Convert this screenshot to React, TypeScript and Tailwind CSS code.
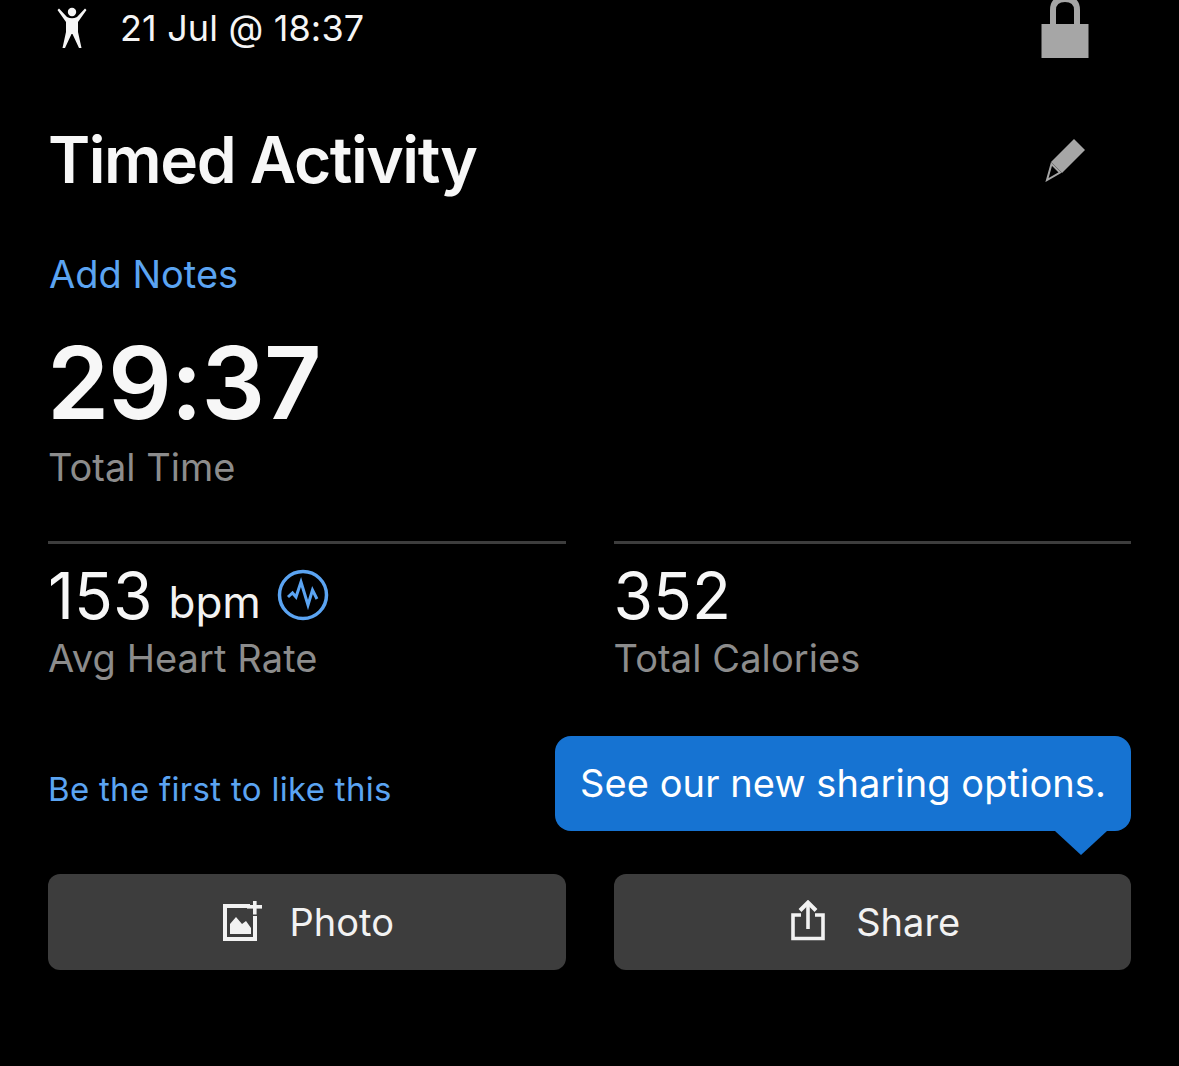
import React from "react";

const font = { fontFamily: "Inter, 'Noto Sans', sans-serif" };

function Figure() {
  return (
    <svg width="36" height="42" viewBox="0 0 36 42" fill="#f5f5f5">
      <circle cx="18" cy="5" r="4.2" />
      <path d="M3.5 3 L5 1.5 L13 10 Q18 12.5 23 10 L31 1.5 L32.5 3 L24 15 L24 25 L27.5 41 L25 41 L18.5 27 L17.5 27 L11 41 L8.5 41 L12 25 L12 15 Z" />
    </svg>
  );
}

function Lock() {
  return (
    <svg width="48" height="58" viewBox="0 0 48 58">
      <path d="M12 26 V10 Q12 -1 24 -1 Q36 -1 36 10 V26" fill="none" stroke="#a6a6a6" strokeWidth="6" />
      <rect x="0.5" y="24" width="47" height="34" fill="#a6a6a6" />
    </svg>
  );
}

function Pencil() {
  return (
    <svg width="42" height="44" viewBox="0 0 42 44">
      <path d="M29 1 L40 12 L17 35 L6 24 Z" fill="#a6a6a6" />
      <path d="M6.5 26 L15 34.5 L2 42 Z" fill="none" stroke="#a6a6a6" strokeWidth="2" />
      <path d="M5 38 L7.5 30 L11 34 Z" fill="#000" />
    </svg>
  );
}

function Pulse() {
  return (
    <svg width="52" height="52" viewBox="0 0 52 52" fill="none" stroke="#5ba4f2">
      <circle cx="26" cy="26" r="23.5" strokeWidth="3.5" />
      <path d="M11 28 L15.5 24 L19 28 L24 13 L31 36 L35.5 21 L40 30" strokeWidth="3" strokeLinejoin="miter" />
    </svg>
  );
}

function PhotoIcon() {
  return (
    <svg width="40" height="42" viewBox="0 0 40 42">
      <path d="M27 5 H2 V38 H32 V15" fill="none" stroke="#f2f2f2" strokeWidth="4" />
      <path d="M7 33 V23 L13 16 L19 23 L23 20 L28 27 V33 Z" fill="#f2f2f2" />
      <rect x="24" y="4" width="15" height="3.6" fill="#f2f2f2" />
      <rect x="30" y="-2" width="3.6" height="15.5" fill="#f2f2f2" />
    </svg>
  );
}

function ShareIcon() {
  return (
    <svg width="34" height="44" viewBox="0 0 34 44" fill="none" stroke="#f2f2f2">
      <path d="M10 15 H2 V38.5 H32 V15 H24" strokeWidth="3.6" />
      <path d="M17 29 V4" strokeWidth="3.6" />
      <path d="M9 10.5 L17 2.5 L25 10.5" strokeWidth="4" />
    </svg>
  );
}

function Stat({ value, unit, label, icon }: { value: string; unit?: string; label: string; icon?: boolean }) {
  return (
    <div className="flex-1 border-t-[3px] border-[#3d3d3d]">
      <div className="flex h-[102px] items-center pt-[2px]">
        <span className="text-[64px] leading-none text-[#f7f7f7]">{value}</span>
        {unit && <span className="ml-[16px] mt-[12px] text-[44px] leading-none text-[#f2f2f2]">{unit}</span>}
        {icon && <span className="ml-[16px] -mt-[2px]"><Pulse /></span>}
      </div>
      <div className="-mt-[12px] text-[38px] leading-[48px] tracking-[0.1px] text-[#8c8c8c]">{label}</div>
    </div>
  );
}

function ActionButton({ children, label, inner }: { children: React.ReactNode; label: string; inner: string }) {
  return (
    <button className="flex h-[96px] flex-1 items-center justify-center rounded-[12px] bg-[#3d3d3d] text-[38px] text-[#f2f2f2]">
      <div className={`flex items-center ${inner}`}>
        {children}
        <span>{label}</span>
      </div>
    </button>
  );
}

export default function App() {
  return (
    <div className="h-[1066px] w-[1179px] overflow-hidden bg-black px-12" style={font}>
      <header className="flex h-[58px] items-start justify-between pr-[42px]">
        <div className="flex items-center pl-[6px] pt-[7px]">
          <Figure />
          <span className="ml-[30px] text-[36px] leading-[42px] tracking-[0.15px] text-[#f5f5f5]">21 Jul @ 18:37</span>
        </div>
        <Lock />
      </header>

      <div className="mt-[60px] flex items-center justify-between pr-[44px]">
        <h1 className="text-[64px] font-semibold leading-[84px] tracking-[-1.45px] text-[#f7f7f7]">Timed Activity</h1>
        <Pencil />
      </div>

      <div className="mt-[49px] pl-px text-[38px] leading-[46px] text-[#5ba4f2]">Add Notes</div>
      <div className="-ml-px mt-[31px] text-[100px] font-semibold leading-[110px] tracking-[-1.2px] text-[#f7f7f7]">29:37</div>
      <div className="mt-[5px] text-[38px] leading-[48px] text-[#8c8c8c]">Total Time</div>

      <div className="mt-[50px] flex gap-12">
        <Stat value="153" unit="bpm" label="Avg Heart Rate" icon />
        <Stat value="352" label="Total Calories" />
      </div>

      <div className="relative mt-[83px] h-[48px] text-[33px] leading-[48px] tracking-[0.3px] text-[#5ba4f2]">
        Be the first to like this
        <div className="absolute bottom-[-18px] right-0 flex h-[95px] w-[576px] items-center justify-center rounded-[16px] bg-[#1673d2] text-[38px] tracking-[0.08px] text-white">
          <span className="-mt-[1px]">See our new sharing options.</span>
          <div className="absolute -bottom-[24px] right-[24px] h-0 w-0 border-x-[26px] border-t-[24px] border-x-transparent border-t-[#1673d2]" />
        </div>
      </div>

      <div className="mt-[61px] flex gap-12">
        <ActionButton label="Photo" inner="gap-[27px] pl-[3px]"><PhotoIcon /></ActionButton>
        <ActionButton label="Share" inner="gap-[31px] pl-[7px]"><ShareIcon /></ActionButton>
      </div>
    </div>
  );
}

+ + +

Copy all lines from the material that include "this".

■ Output of the task:
Convert this screenshot to React, TypeScript and Tailwind CSS code.
        Be the first to like this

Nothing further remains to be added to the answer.